The number of available jobs in the United States dropped in May after an uptick the month before, the Bureau of Labor Statistics reported Thursday.

Job openings fell to 9.82 million at the end of May, dropping from an upwardly revised 10.3 million in April, according to the BLS’ latest Job Openings and Labor Turnover Survey report.

Economists had projected that openings fell to 9.935 million for May, according to Refinitiv.

The May JOLTS data showed that the number of new hires rose to 6.21 million from 6.1 million, quits jumped up to 4.02 million from 3.77 million and layoffs dipped to 1.56 million from 1.59 million.

The Federal Reserve has been hoping to see more slack in the labor market, since an imbalance between worker demand and supply could cause wages to rise and, ultimately, add upward pressure to inflation. The central bank has tried to tame inflation with 10 consecutive rate hikes, followed by a pause at its June meeting.

Openings have cooled considerably from their 12 million peak in March of last year; however, those and other key labor turnover data points remain far afield of their pre-pandemic levels.

At the end of May, openings were 40% higher, layoffs were 21% fewer, and quits were 15% above February 2020 levels, said Julia Pollak, chief economist for online job site ZipRecruiter.

“This is still a tremendously strong labor market,” she said.

With quits popping back up above 4 million for the first time since December, workers continue to have leverage in this job market, she added.

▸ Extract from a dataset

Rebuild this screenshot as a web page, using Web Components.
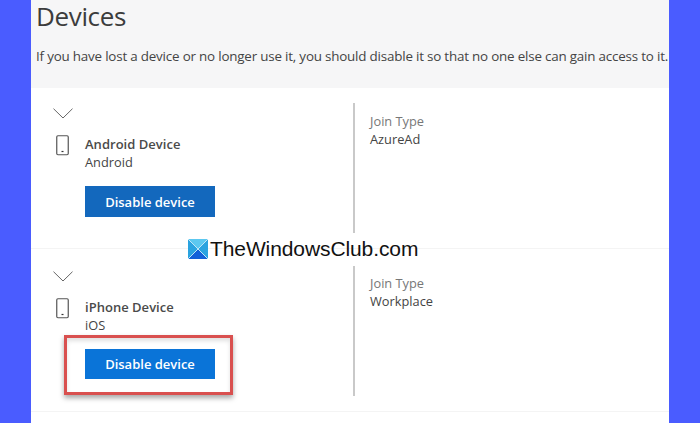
<!DOCTYPE html>
<html><head><meta charset="utf-8"><style>
html,body{margin:0;padding:0;height:423px;overflow:hidden;background:#4a5cff}
body{font-family:"Open Sans","Noto Sans",sans-serif}
</style></head><body>
<device-page>
<device-row name="Android Device" os="Android" join="AzureAd" first></device-row>
<device-row name="iPhone Device" os="iOS" join="Workplace" highlight></device-row>
</device-page>
<script>
class DevicePage extends HTMLElement{constructor(){super();this.attachShadow({mode:'open'}).innerHTML=`<style>
:host{display:block;height:423px;padding:0 31px;box-sizing:border-box;position:relative;overflow:hidden}
.sheet{background:#fff;height:423px;overflow:hidden}
header{background:#f6f6f7;height:88px;box-sizing:border-box;padding:0 0 0 5px}
h1{margin:0;font:400 26px/32px "Open Sans",sans-serif;color:#3c3c3c;letter-spacing:-.35px}
p{margin:15px 0 0;font:400 13.4px/18px "Open Sans",sans-serif;color:#444;white-space:nowrap;letter-spacing:-.195px}
.mark{position:absolute;left:188px;top:238px;display:flex;align-items:center;gap:2px;font:400 21px/22px "Liberation Sans",sans-serif;color:#111;letter-spacing:-.1px}
.mark svg{display:block}
</style><div class="sheet"><header><h1>Devices</h1><p>If you have lost a device or no longer use it, you should disable it so that no one else can gain access to it.</p></header><slot></slot></div>
<div class="mark"><svg width="20" height="20" viewBox="0 0 20 20"><rect width="20" height="20" fill="#2aa3e0"/><path d="M0 0L10 10L20 0Z" fill="#5cc8f0"/><path d="M0 20L10 10L20 20Z" fill="#1260d8"/><path d="M0 0L20 20M20 0L0 20" stroke="#bfe6f7" stroke-width="1"/></svg><span>TheWindowsClub.com</span></div>`}}
customElements.define('device-page',DevicePage);
class PhoneIcon extends HTMLElement{constructor(){super();this.attachShadow({mode:'open'}).innerHTML=`<style>:host{display:block;width:14px;height:21px}svg{display:block}</style><svg width="14" height="21" viewBox="0 0 14 21" fill="none"><rect x=".75" y=".75" width="11.5" height="19" rx="1.2" stroke="#555" stroke-width="1.2"/><path d="M5.5 16.5h2" stroke="#333" stroke-width="1.2"/></svg>`}}
customElements.define('phone-icon',PhoneIcon);
class DeviceRow extends HTMLElement{constructor(){super();const a=n=>this.getAttribute(n)||'';this.attachShadow({mode:'open'}).innerHTML=`<style>
:host{display:grid;grid-template-columns:322px 1fr;height:163px;box-sizing:border-box;padding-top:17px;border-bottom:1px solid #f4f4f4;color:#444;font:400 12.8px/18px "Open Sans",sans-serif}
:host([first]){height:161px;padding-top:15px}
.left{padding:5px 0 0 22px;box-sizing:border-box}
.chev{display:block;margin-bottom:16px}
.dev{display:flex;gap:15px;margin-left:3px}
.txt b{display:block;font-weight:600;font-size:13px;letter-spacing:.02px;color:#4a4a4a}
.txt span{display:block}
button{display:block;width:130px;height:31px;margin:15px 0 0;padding:1px 0 0;border:0;border-radius:0;background:#1368bd;color:#fff;font:600 13px/30px "Open Sans",sans-serif}
:host([highlight]) button{background:#0a74d8;height:30px;padding:0}
.wrap{position:relative;width:130px;margin-left:32px}
:host([highlight]) .wrap::after{content:"";position:absolute;left:-21px;top:-14px;width:169px;height:60px;box-sizing:border-box;border:3px solid #d9504f;box-shadow:0 3px 5px rgba(0,0,0,.35),inset 0 3px 4px rgba(0,0,0,.12);pointer-events:none}
.right{border-left:2px solid #c9c9c9;height:130px;padding:8px 0 0 15px;box-sizing:border-box}
:host([first]) .right{padding-top:9px}
.right i{display:block;font-style:normal;color:#777}
.right u{display:block;text-decoration:none;color:#444}
</style><div class="left"><svg class="chev" width="20" height="11" viewBox="0 0 20 11" fill="none"><path d="M.5 .7L10 10L19.5 .7" stroke="#666" stroke-width="1"/></svg><div class="dev"><phone-icon></phone-icon><div class="txt"><b>${a('name')}</b><span>${a('os')}</span></div></div><div class="wrap"><button>Disable device</button></div></div><div class="right"><i>Join Type</i><u>${a('join')}</u></div>`}}
customElements.define('device-row',DeviceRow);
</script></body></html>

“It definitely suggests that employers continue to be in a bit of a bind and have trouble recruiting and retaining workers,” Pollak said, adding that this stretch of decades-high inflation has played its part. “Many companies have given workers large raises; but in inflation-adjusted terms, they’ve actually seen their real earnings fall, and workers are still looking for higher-wage jobs that will restore their purchasing power.”

The latest JOLTS report also reinforces other recent labor market data that suggests employers are trying to hold on to workers rather than pare down headcounts.

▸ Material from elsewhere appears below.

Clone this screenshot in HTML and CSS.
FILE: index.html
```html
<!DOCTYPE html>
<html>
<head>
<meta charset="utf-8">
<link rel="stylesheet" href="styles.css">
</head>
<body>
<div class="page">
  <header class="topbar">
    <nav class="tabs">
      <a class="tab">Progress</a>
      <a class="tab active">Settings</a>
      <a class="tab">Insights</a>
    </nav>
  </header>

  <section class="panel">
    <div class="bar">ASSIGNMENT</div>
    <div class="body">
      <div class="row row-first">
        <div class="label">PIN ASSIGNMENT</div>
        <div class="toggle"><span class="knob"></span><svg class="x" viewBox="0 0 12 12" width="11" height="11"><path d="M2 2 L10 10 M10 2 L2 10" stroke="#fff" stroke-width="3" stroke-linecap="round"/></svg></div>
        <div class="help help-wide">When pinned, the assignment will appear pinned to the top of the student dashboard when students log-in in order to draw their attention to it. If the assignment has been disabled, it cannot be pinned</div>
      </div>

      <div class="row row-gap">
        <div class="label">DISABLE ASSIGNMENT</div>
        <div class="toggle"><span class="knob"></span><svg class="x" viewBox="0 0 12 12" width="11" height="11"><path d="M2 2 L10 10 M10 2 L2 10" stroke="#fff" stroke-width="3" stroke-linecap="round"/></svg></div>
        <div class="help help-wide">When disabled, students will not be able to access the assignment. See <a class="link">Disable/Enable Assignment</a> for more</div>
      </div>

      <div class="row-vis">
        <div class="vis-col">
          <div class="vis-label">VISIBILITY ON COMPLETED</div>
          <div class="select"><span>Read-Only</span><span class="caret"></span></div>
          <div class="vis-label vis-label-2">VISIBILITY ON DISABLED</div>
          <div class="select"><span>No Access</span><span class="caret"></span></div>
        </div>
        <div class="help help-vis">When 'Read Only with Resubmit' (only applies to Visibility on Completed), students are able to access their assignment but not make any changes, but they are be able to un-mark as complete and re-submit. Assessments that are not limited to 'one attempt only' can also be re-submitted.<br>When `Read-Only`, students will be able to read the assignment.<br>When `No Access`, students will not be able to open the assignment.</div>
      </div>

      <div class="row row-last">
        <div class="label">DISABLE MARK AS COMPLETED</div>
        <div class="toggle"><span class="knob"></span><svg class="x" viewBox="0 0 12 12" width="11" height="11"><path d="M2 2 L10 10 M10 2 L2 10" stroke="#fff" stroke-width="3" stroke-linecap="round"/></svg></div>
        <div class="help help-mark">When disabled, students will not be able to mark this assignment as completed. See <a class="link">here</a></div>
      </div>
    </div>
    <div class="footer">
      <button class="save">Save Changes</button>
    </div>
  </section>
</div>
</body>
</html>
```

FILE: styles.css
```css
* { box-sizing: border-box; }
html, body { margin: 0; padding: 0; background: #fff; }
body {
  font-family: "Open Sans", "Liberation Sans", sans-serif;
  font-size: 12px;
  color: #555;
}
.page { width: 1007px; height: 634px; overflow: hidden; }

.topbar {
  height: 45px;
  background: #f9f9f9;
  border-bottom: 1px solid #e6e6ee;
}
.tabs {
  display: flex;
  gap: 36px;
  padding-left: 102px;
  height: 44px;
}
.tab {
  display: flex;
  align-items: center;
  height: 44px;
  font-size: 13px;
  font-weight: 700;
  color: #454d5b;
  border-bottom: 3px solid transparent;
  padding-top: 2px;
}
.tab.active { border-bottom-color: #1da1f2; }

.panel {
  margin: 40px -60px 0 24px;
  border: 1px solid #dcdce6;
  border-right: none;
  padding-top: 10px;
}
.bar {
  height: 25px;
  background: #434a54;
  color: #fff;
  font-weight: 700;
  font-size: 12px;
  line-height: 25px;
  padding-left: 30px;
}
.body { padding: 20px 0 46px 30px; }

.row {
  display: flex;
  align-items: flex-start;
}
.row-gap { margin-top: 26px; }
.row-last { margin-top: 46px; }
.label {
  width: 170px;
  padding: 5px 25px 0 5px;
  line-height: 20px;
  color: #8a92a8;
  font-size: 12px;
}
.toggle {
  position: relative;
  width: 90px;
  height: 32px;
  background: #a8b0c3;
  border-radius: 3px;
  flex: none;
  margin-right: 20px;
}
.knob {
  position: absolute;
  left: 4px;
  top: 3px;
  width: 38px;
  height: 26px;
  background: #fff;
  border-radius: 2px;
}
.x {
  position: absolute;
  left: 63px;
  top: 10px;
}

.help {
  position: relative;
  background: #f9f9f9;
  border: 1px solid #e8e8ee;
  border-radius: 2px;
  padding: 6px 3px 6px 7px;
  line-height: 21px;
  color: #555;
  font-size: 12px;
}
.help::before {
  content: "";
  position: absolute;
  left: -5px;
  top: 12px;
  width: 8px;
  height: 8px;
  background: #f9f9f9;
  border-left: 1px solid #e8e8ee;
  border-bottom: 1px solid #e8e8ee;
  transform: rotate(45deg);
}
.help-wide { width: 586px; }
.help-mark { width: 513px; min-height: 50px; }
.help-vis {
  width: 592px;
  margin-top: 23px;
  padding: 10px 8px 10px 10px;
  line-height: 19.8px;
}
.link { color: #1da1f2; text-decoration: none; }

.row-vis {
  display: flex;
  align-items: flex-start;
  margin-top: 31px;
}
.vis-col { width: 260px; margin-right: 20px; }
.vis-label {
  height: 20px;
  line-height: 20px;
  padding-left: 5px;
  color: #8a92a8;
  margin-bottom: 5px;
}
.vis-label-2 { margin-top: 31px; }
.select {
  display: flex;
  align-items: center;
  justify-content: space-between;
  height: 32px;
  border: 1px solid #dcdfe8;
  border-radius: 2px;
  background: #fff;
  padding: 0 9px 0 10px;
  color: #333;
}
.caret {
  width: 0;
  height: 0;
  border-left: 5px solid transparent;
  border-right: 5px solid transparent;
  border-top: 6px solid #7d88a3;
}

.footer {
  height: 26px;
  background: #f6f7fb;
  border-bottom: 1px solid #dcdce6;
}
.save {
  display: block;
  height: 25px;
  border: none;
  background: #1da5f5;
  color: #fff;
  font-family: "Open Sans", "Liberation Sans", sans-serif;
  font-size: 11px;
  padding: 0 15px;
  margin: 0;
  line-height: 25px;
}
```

“There was this correction based on over-hiring during the pandemic, and I think we are seeing that smooth out,” said Layla O’Kane, senior economist for labor market analytics firm Lightcast, during a LinkedIn Live webinar on Thursday. “In the JOLTS report, we have never seen layoffs spread across the whole economy in the last six months. As much as there’s been a lot of media talk about the tech sector layoffs, I do think those are nudging down, based on this report.”

“And we’re not seeing layoffs ricochet into other areas of the economy, which is something we’ve … worried about,” she added.

That trend was also seen Thursday in a separate report that showed layoff activity had slowed considerably from the past few months.

US employers announced 40,709 job cuts in June, the lowest monthly total since October 2022, according to data released Thursday morning by outplacement firm Challenger, Gray & Christmas.

Excluding the deep job losses seen in 2020, the 458,209 layoff total announced in the first half of this year is the highest January-to-June total since 2009, when 896,675 cuts were announced, according to the Challenger report for June. The technology industry continues to account for the lion’s share of the cuts.